▶ ENTRIES PROVIDED:
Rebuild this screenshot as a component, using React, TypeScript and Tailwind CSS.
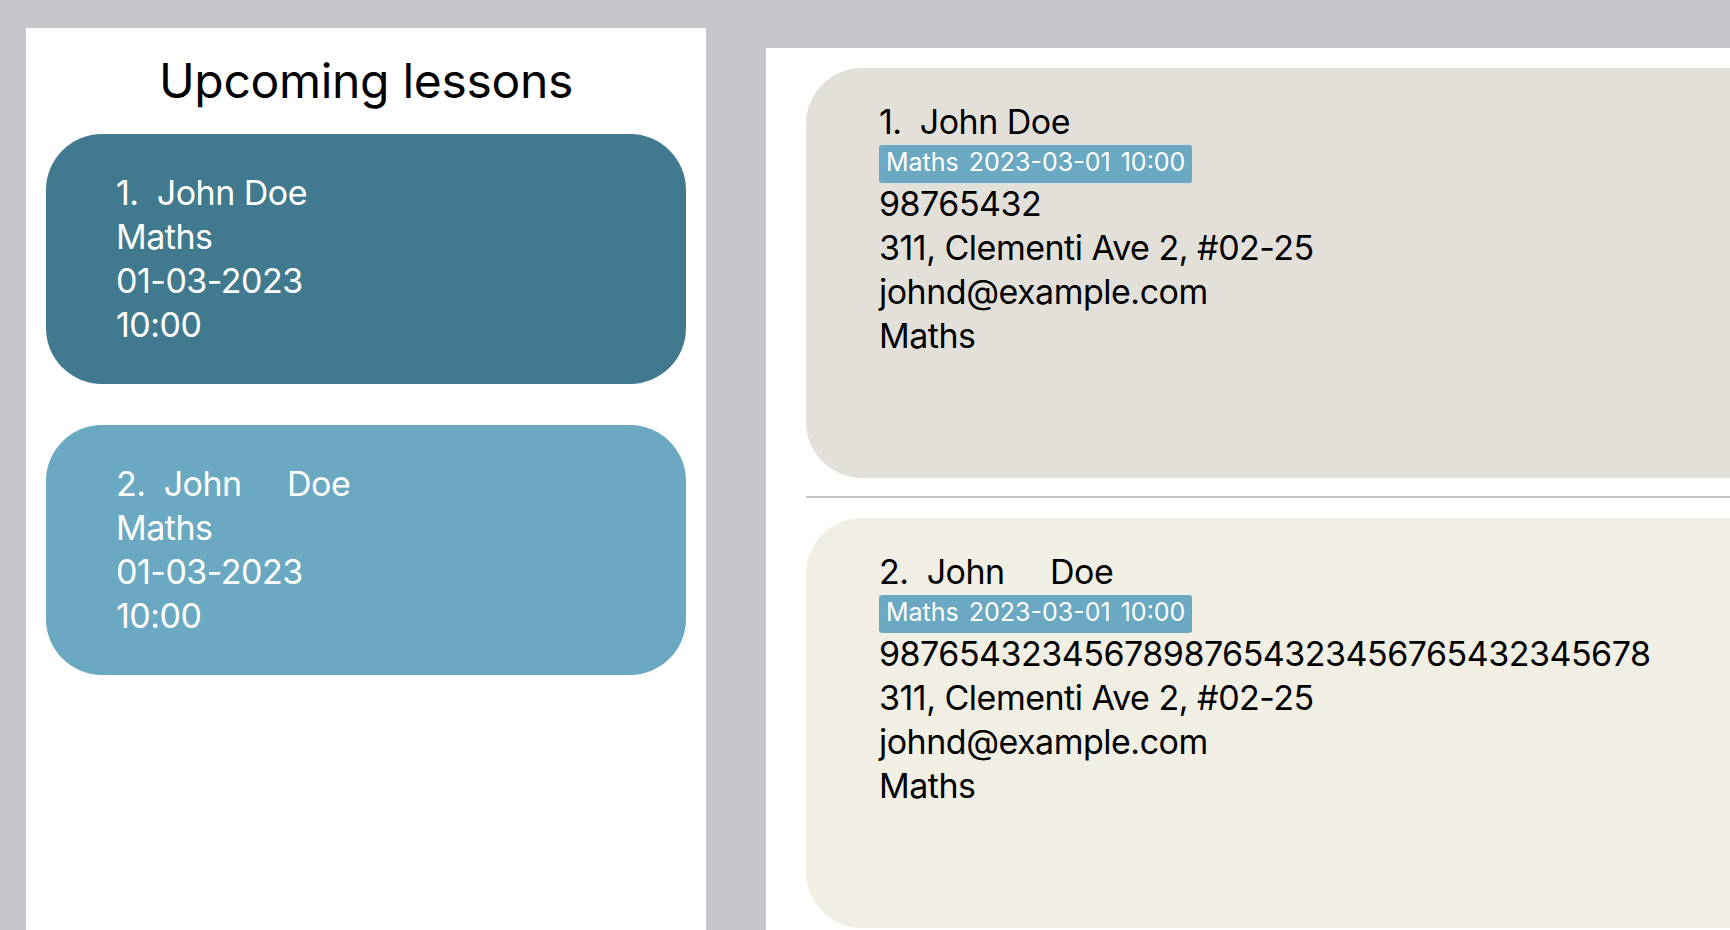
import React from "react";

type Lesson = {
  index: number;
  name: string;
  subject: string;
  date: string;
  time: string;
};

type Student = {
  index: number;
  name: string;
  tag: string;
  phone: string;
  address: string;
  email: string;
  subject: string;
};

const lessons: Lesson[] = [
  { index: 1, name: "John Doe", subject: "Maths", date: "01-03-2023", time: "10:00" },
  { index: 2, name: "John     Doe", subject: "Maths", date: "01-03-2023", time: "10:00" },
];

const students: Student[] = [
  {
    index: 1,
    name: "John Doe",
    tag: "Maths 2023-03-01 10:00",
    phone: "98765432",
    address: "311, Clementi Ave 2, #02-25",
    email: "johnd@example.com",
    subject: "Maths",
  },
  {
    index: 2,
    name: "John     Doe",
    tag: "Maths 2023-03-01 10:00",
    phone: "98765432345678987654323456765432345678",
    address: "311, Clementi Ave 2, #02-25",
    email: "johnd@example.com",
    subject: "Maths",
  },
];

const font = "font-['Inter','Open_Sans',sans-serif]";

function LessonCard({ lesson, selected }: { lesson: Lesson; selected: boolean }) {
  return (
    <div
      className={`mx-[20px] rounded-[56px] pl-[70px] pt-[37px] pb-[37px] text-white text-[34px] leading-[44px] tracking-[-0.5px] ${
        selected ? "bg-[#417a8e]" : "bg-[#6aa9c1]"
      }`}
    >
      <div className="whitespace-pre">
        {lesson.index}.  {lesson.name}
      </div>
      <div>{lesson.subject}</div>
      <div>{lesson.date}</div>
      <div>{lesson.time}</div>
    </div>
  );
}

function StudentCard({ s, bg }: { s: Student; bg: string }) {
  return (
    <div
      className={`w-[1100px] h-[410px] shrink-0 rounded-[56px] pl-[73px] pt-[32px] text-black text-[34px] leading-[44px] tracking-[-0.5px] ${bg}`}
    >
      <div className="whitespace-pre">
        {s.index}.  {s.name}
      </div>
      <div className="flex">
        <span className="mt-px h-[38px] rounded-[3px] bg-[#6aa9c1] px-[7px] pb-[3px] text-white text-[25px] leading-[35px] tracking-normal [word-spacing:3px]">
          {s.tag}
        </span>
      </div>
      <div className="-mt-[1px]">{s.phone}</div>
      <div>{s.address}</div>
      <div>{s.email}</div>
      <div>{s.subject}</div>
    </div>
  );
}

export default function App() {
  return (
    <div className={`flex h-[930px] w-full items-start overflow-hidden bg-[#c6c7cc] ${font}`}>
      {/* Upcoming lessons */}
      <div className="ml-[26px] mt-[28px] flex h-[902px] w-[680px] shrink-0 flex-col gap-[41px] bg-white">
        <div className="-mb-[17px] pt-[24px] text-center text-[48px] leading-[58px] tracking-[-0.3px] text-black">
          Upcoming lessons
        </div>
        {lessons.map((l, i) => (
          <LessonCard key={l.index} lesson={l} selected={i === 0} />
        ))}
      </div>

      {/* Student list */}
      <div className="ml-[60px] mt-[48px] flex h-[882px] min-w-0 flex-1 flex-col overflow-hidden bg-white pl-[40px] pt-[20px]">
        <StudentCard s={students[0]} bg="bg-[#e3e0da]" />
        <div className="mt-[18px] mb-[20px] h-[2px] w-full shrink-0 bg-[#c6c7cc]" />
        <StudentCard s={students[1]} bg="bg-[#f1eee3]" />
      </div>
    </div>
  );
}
...
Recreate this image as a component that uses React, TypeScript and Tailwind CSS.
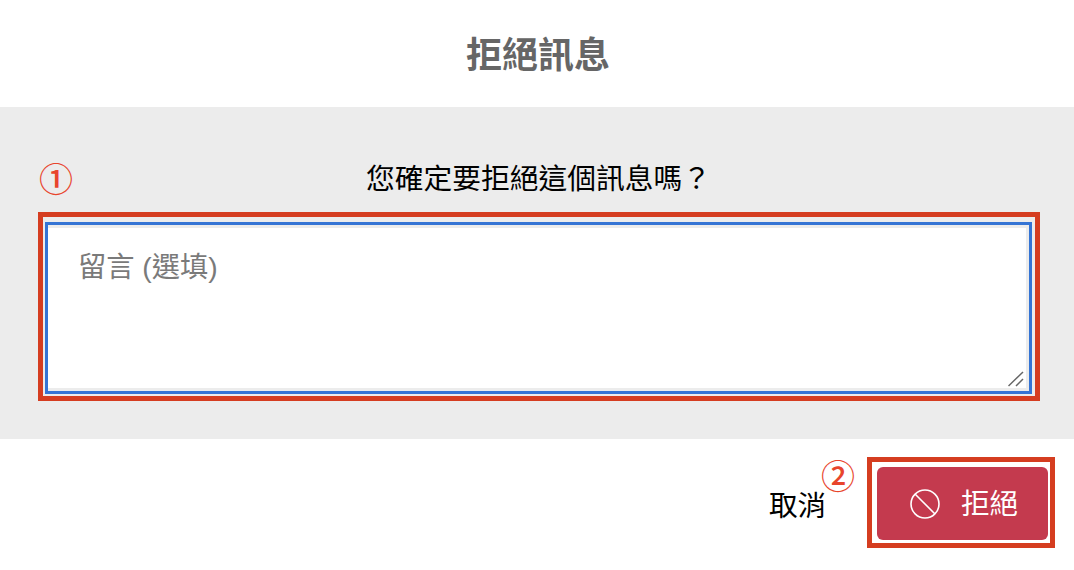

▶ EXERCISE DETAILS: Find all lines where the word "React" appears. Copy them.

▶ ANSWER TO THE TASK:
Rebuild this screenshot as a component, using React, TypeScript and Tailwind CSS.
import React from "react";
Recreate this image as a component that uses React, TypeScript and Tailwind CSS.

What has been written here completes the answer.